The tabernacle will be further diminished when the Blessed Sacrament Chapel is re-ordered. The liturgical commissars feel that the original freestanding marble altar is too big and too high off the chapel floor, so they have covered it up with a screen for the time being, and Mass is offered on a smaller temporary altar placed in front of the predella. There is a discussion of the proposed (unnecessary) re-order at
www.totalcatholic.com.

Despite the much vaunted intimacy of a circular arrangement, many priests can vouch just how detached they feel from the congregation during the celebration of Mass at the cathedral, principally because of the enormous size of the sanctuary; and contrary to Waugh, the seating, as built, is not tiered.

Incidentally, while Westminster cathedral hosted John Tavener’s ‘99 Names of Allah’ last year, that pales into insignificance when you discover what Liverpool cathedral have planned for next month, a Requiem, by the same composer. In Tavener's words:
'I envisage the final movement as a huge affirmation of the ONENESS of God, as all four groups will [represent the four great faiths of Christianity, Hinduism, Judaism and Islam] pulsate round a vast building singing I AM in Hebrew, Sanskrit, Arabic and Greek'.

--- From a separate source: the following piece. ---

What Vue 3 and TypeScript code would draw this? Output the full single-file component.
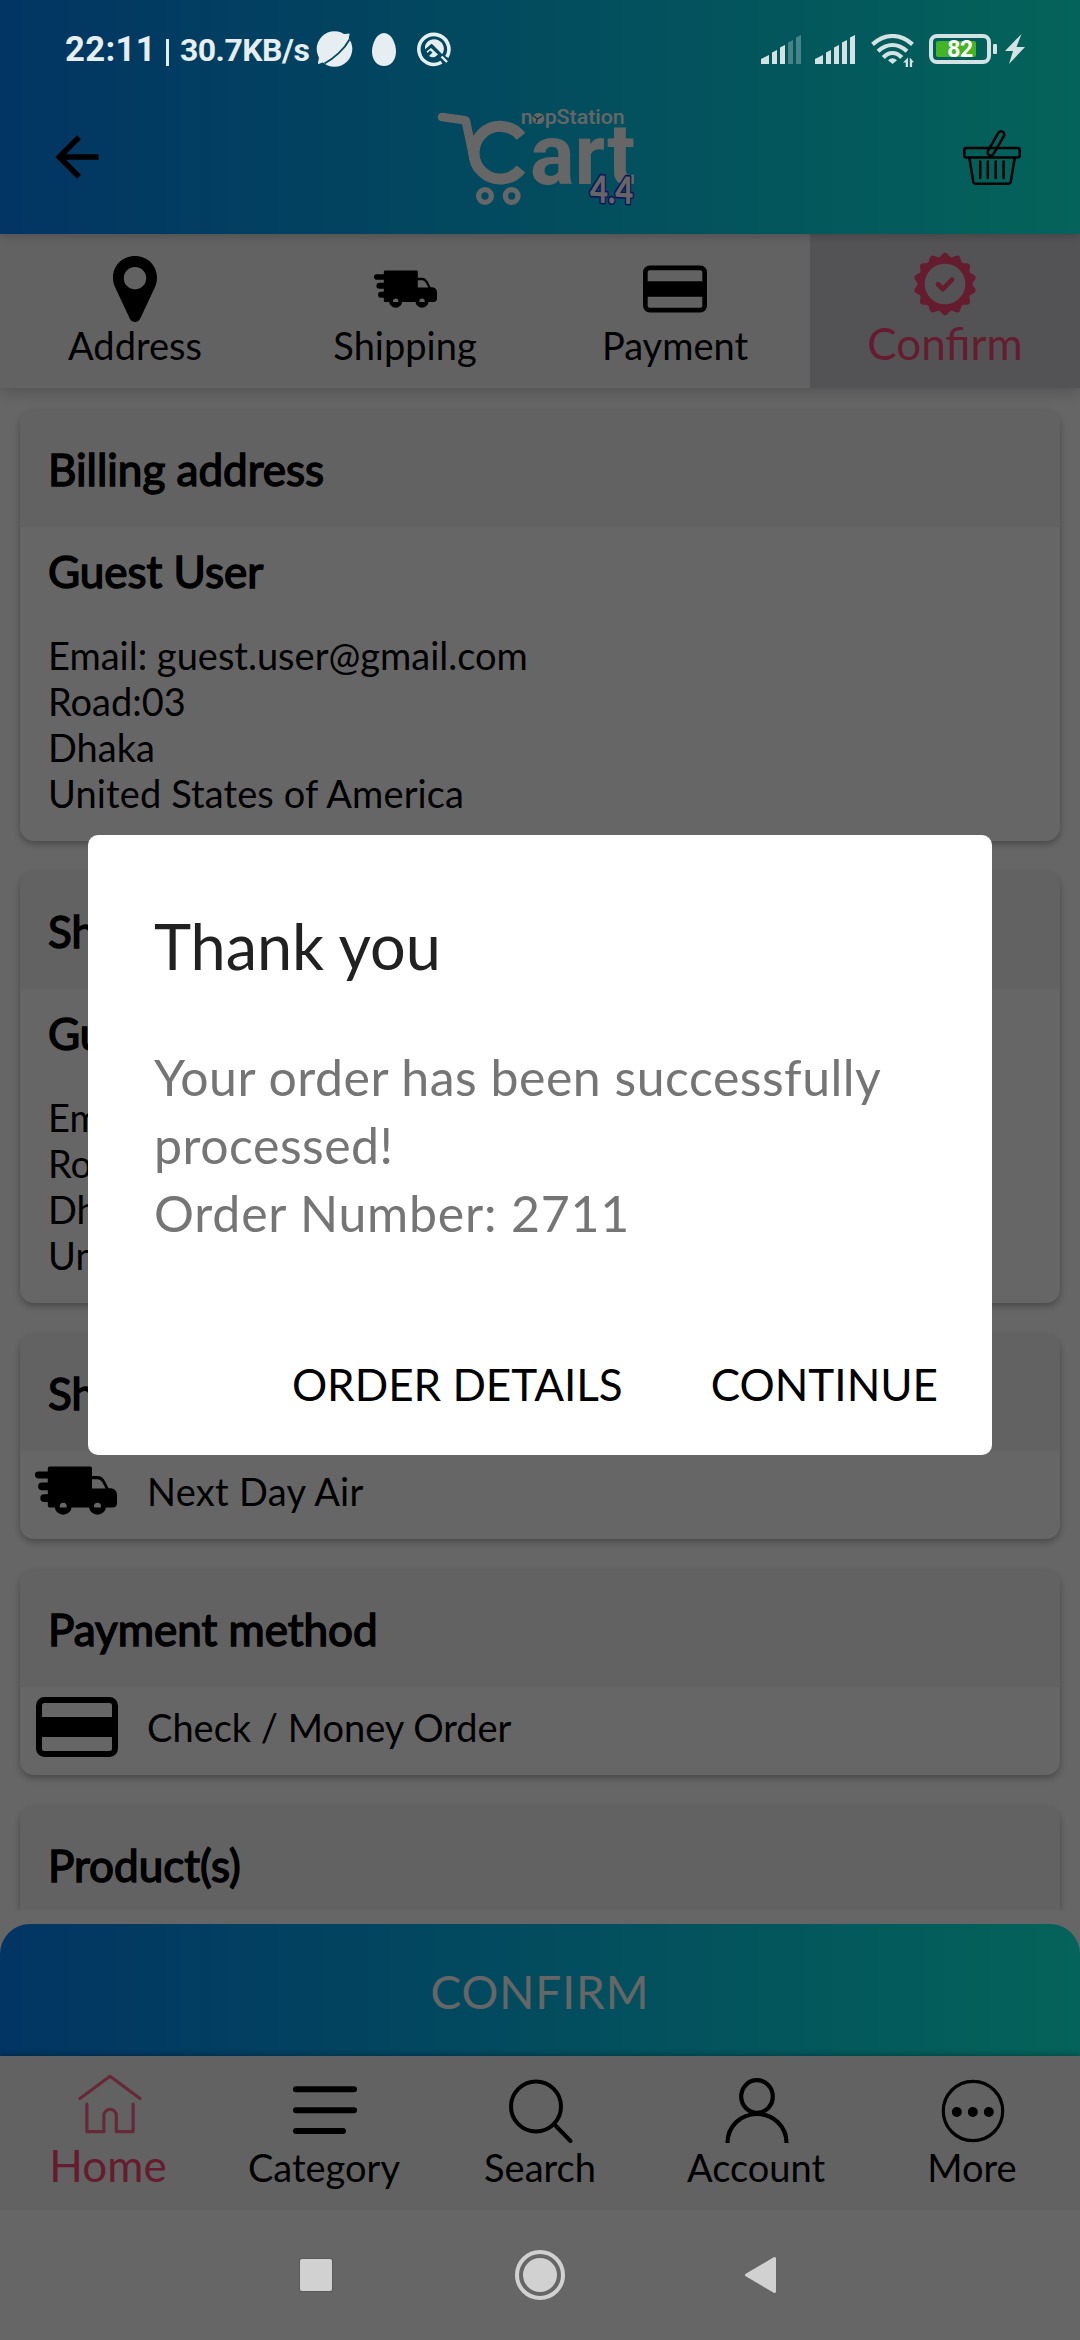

I just hope the cross is not removed from the altar for this event.

Dr. Peter H. Wright said...

I was very interested in the comment by Francis.

Apparently, because of its shape, the modern Catholic Cathedral at Liverpool is known by local wags as "Paddy's Wigwam" or the "Mersey Funnel" (Mersey Tunnel", geddit ?) The Mersey Tunnel is a roadway under the river estuary, opened circa 1932 by King George V and Queen Mary.

"Paddy's Wigwam" was designed by Frederick Gibberd in 1959, and therefore owes nothing to the so-called reforms of Vatican II as its website misleadingly claims.

Building began under Archbishop John Heenan before he was translated to Westminster.